— START RECORDS SHOWN —

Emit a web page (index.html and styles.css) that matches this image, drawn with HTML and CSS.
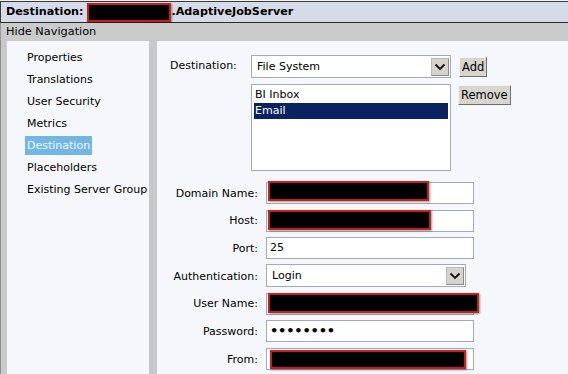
FILE: index.html
```html
<!DOCTYPE html>
<html>
<head>
<meta charset="utf-8">
<link rel="stylesheet" href="styles.css">
</head>
<body>
<div class="page">
  <div class="title">Destination: <span class="redact title-redact"></span>.AdaptiveJobServer</div>
  <div class="navbar">Hide Navigation</div>
  <div class="main">
    <nav class="side">
      <div class="nav-item">Properties</div>
      <div class="nav-item">Translations</div>
      <div class="nav-item">User Security</div>
      <div class="nav-item">Metrics</div>
      <div class="nav-item"><span class="active">Destination</span></div>
      <div class="nav-item">Placeholders</div>
      <div class="nav-item">Existing Server Group</div>
    </nav>
    <section class="content">
      <div class="dest-block">
        <div class="dest-label">Destination:</div>
        <div class="dest-fields">
          <div class="select dest-select">
            <span class="select-value">File System</span>
            <span class="arrow"><svg width="12" height="8" viewBox="0 0 12 8"><path d="M1.5 1.5 L6 6 L10.5 1.5" fill="none" stroke="#111" stroke-width="1.8"/></svg></span>
          </div>
          <div class="listbox">
            <div class="opt">BI Inbox</div>
            <div class="opt selected">Email</div>
          </div>
        </div>
        <div class="dest-buttons">
          <div class="btn btn-add">Add</div>
          <div class="btn btn-remove">Remove</div>
        </div>
      </div>
      <div class="form">
        <div class="lbl">Domain Name:</div>
        <div class="field"><div class="input"></div><span class="redact r-domain"></span></div>
        <div class="lbl">Host:</div>
        <div class="field"><div class="input"></div><span class="redact r-host"></span></div>
        <div class="lbl">Port:</div>
        <div class="field"><div class="input">25</div></div>
        <div class="lbl">Authentication:</div>
        <div class="field">
          <div class="select auth-select">
            <span class="select-value">Login</span>
            <span class="arrow"><svg width="12" height="8" viewBox="0 0 12 8"><path d="M1.5 1.5 L6 6 L10.5 1.5" fill="none" stroke="#111" stroke-width="1.8"/></svg></span>
          </div>
        </div>
        <div class="lbl">User Name:</div>
        <div class="field"><div class="input"></div><span class="redact r-user"></span></div>
        <div class="lbl">Password:</div>
        <div class="field"><div class="input pw">••••••••</div></div>
        <div class="lbl">From:</div>
        <div class="field"><div class="input"></div><span class="redact r-from"></span></div>
      </div>
    </section>
  </div>
</div>
</body>
</html>
```

FILE: styles.css
```css
html, body {
  margin: 0;
  padding: 0;
  height: 100%;
  overflow: hidden;
}
body {
  background: #c7c8cb;
  font-family: "DejaVu Sans", Verdana, sans-serif;
  font-size: 11px;
  color: #000;
}
.page {
  padding-top: 1px;
  background: #f2f2f2;
  height: 100%;
  display: flex;
  flex-direction: column;
}
.title {
  height: 20px;
  line-height: 20px;
  border-top: 1px solid #3a3a3a;
  border-bottom: 1px solid #2a2a2a;
  border-left: 1px solid #3a3a3a;
  background: #d5dce8;
  font-weight: bold;
  font-size: 11.2px;
  padding-left: 5px;
  white-space: nowrap;
}
.redact {
  display: inline-block;
  background: #000;
  border: 2px solid #c81e1e;
  box-shadow: 1px 1px 2px rgba(0,0,0,0.4);
  box-sizing: border-box;
}
.title-redact {
  width: 84px;
  height: 19px;
  vertical-align: top;
  margin-top: 1px;
}
.navbar {
  height: 17px;
  line-height: 18px;
  background: #cbcbcc;
  border-left: 1px solid #9a9a9a;
  padding-left: 5px;
  font-size: 11.3px;
}
.main {
  flex: 1;
  display: flex;
  gap: 8px;
  padding-left: 6px;
  padding-top: 1px;
  background: #c7c8cb;
  border-left: 1px solid #8c8c8c;
}
.side {
  width: 142px;
  flex: none;
  background: #f6f7fc;
  padding-top: 6px;
  padding-left: 18px;
  box-sizing: border-box;
  white-space: nowrap;
  overflow: hidden;
}
.nav-item {
  height: 22px;
  line-height: 22px;
  padding-left: 2px;
}
.active {
  background: #73b6e3;
  color: #eef6fc;
  padding: 3px 2px;
  margin-left: -2px;
}
.content {
  flex: 1;
  background: #f6f7fc;
  padding-top: 14px;
  padding-left: 13px;
  box-sizing: border-box;
}
.dest-block {
  display: flex;
  align-items: flex-start;
}
.dest-label {
  width: 81px;
  height: 23px;
  line-height: 21px;
}
.dest-fields {
  width: 200px;
  display: flex;
  flex-direction: column;
  gap: 6px;
}
.select {
  height: 23px;
  box-sizing: border-box;
  border: 1px solid #a4a9b8;
  background: #fff;
  display: flex;
  align-items: center;
  justify-content: space-between;
  padding: 0 1px 0 5px;
}
.select-value {
  line-height: 20px;
}
.arrow {
  width: 18px;
  height: 18px;
  box-sizing: border-box;
  background: #d6d3cc;
  border: 1px solid #8a8a8a;
  border-top-color: #b8b8b8;
  border-left-color: #b8b8b8;
  display: flex;
  align-items: center;
  justify-content: center;
}
.listbox {
  height: 87px;
  box-sizing: border-box;
  border: 1px solid #a4a9b8;
  background: #fff;
  padding: 2px 2px 0 2px;
}
.opt {
  height: 16px;
  line-height: 16px;
  padding-left: 1px;
}
.opt.selected {
  background: #0b2260;
  color: #fff;
}
.dest-buttons {
  margin-left: 7px;
  display: flex;
  flex-direction: column;
  align-items: flex-start;
  gap: 8px;
  padding-top: 2px;
}
.btn {
  height: 20px;
  line-height: 18px;
  box-sizing: border-box;
  background: #d8d5cf;
  border: 1px solid #f4f4f4;
  border-right-color: #6e6e6e;
  border-bottom-color: #6e6e6e;
  padding: 0 2px;
  font-size: 11.5px;
}
.btn-add {
  margin-left: 1px;
}
.form {
  margin-top: 11px;
  margin-left: -13px;
  display: grid;
  grid-template-columns: 101px 208px;
  column-gap: 8px;
  row-gap: 5.7px;
  align-items: center;
}
.lbl {
  text-align: right;
}
.field {
  position: relative;
  height: 22px;
}
.input {
  height: 22px;
  box-sizing: border-box;
  border: 1px solid #a4a9b8;
  background: #fff;
  line-height: 20px;
  padding-left: 3px;
}
.input.pw {
  font-size: 13px;
  font-weight: bold;
  letter-spacing: -0.2px;
  padding-left: 3px;
}
.auth-select {
  width: 200px;
  height: 23px;
  margin-top: -1px;
}
.field .redact {
  position: absolute;
}
.r-domain {
  left: 2px;
  top: -1px;
  width: 161px;
  height: 20px;
}
.r-host {
  left: 2px;
  top: 0px;
  width: 163px;
  height: 20px;
}
.r-user {
  left: 2px;
  top: 0px;
  width: 211px;
  height: 20px;
}
.r-from {
  left: 4px;
  top: 2px;
  width: 196px;
  height: 19px;
}
```
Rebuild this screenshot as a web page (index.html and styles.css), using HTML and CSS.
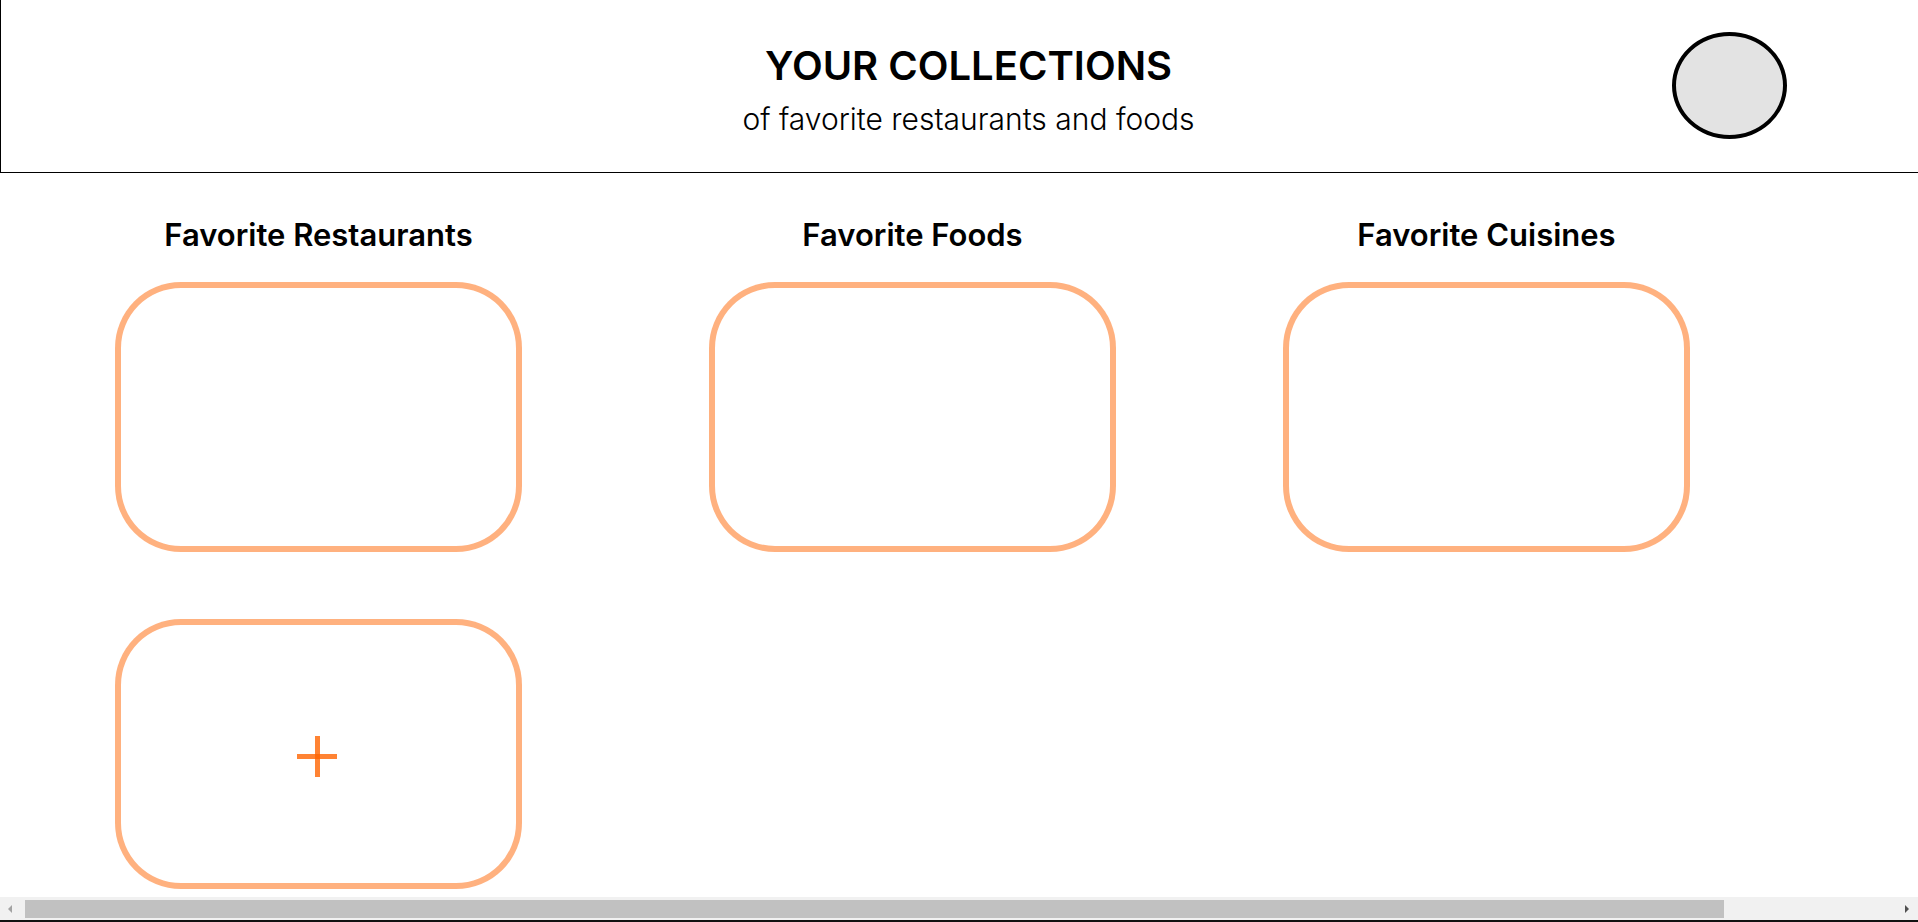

— END RECORDS SHOWN —

_EXERCISE DIRECTIONS_
Using the listing, collect all lines in which the string "this" is found.

_ANSWER_
Emit a web page (index.html and styles.css) that matches this image, drawn with HTML and CSS.
Rebuild this screenshot as a web page (index.html and styles.css), using HTML and CSS.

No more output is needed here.